I couldn't readily decide which of the two novels by Tsushima Yūko I read this year to include in this list. Woman Running in the Mountains (1980) almost edged out Child of Fortune (1978) in terms of which mystified me the more. But the two are sister novels, both majestically translated by Geraldine Harcourt. There's a continuity in their themes and preoccupations. Both are portraits of an unwed, expecting woman in Japan, circa 1970s. The delicate progression of scenes in these novels reveals a portrait of an immediate family and a society almost unfit for bringing up children. Through challenges in their work stations and family relations, Tsushima's protagonists discovered small personal triumphs against personal doubts and insecurities. Her almost realist narratives are deepened by tensions arising from a wayward metaphor or a stray scene, a simple recollection or a brutal dream. Tsushima is a fixture in this blog and for good reasons.

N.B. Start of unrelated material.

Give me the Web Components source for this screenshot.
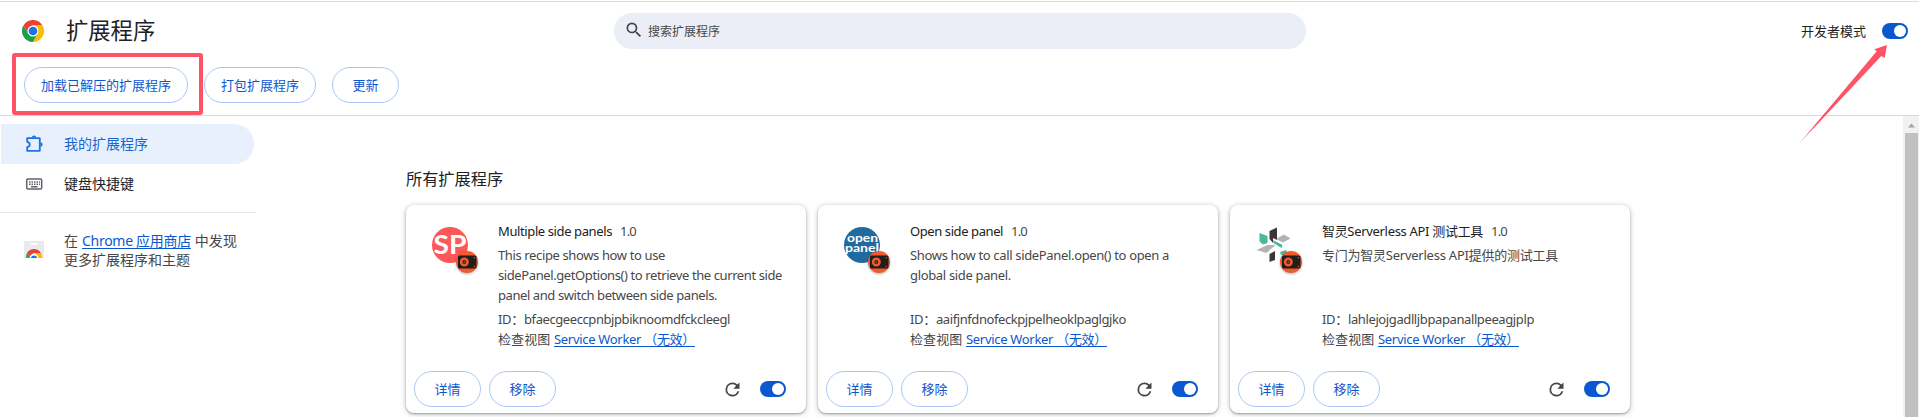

All the Conspirators (1998) is Carlos Bulosan's posthumous detective novel, published 42 years after the author's death after being discovered among his papers. It exposes the deplorable actions of persons who collaborated with the Japanese enemy during the war and who betrayed their country and fellowmen in exchange for wealth and comfort during the Japanese occupation. This entertaining novel is accessible, full of action, and a fast read. But on the serious side, it provides a damning portrait of traitorous characters who sold out their souls by informing on freedom fighters. They are always waiting in the wings, these frigging collaborators.
And then there's this infamous 1915 Kafka story of magical transformation, Ang Metamorposis, in a recent Filipino translation. This is magical transformation in a cruel, terrifying way. The pathetic and noble struggle of Gregor Samsa against unjust power structures at work and in society is a reflection of the continuing class struggles of wage workers. A Marxist interpretation of the Kafkaesque may be inevitable, especially as it dramatizes how capitalism reduces the nuclear family to financial relations.
That's it for the year round up. Been a great year for badass reading.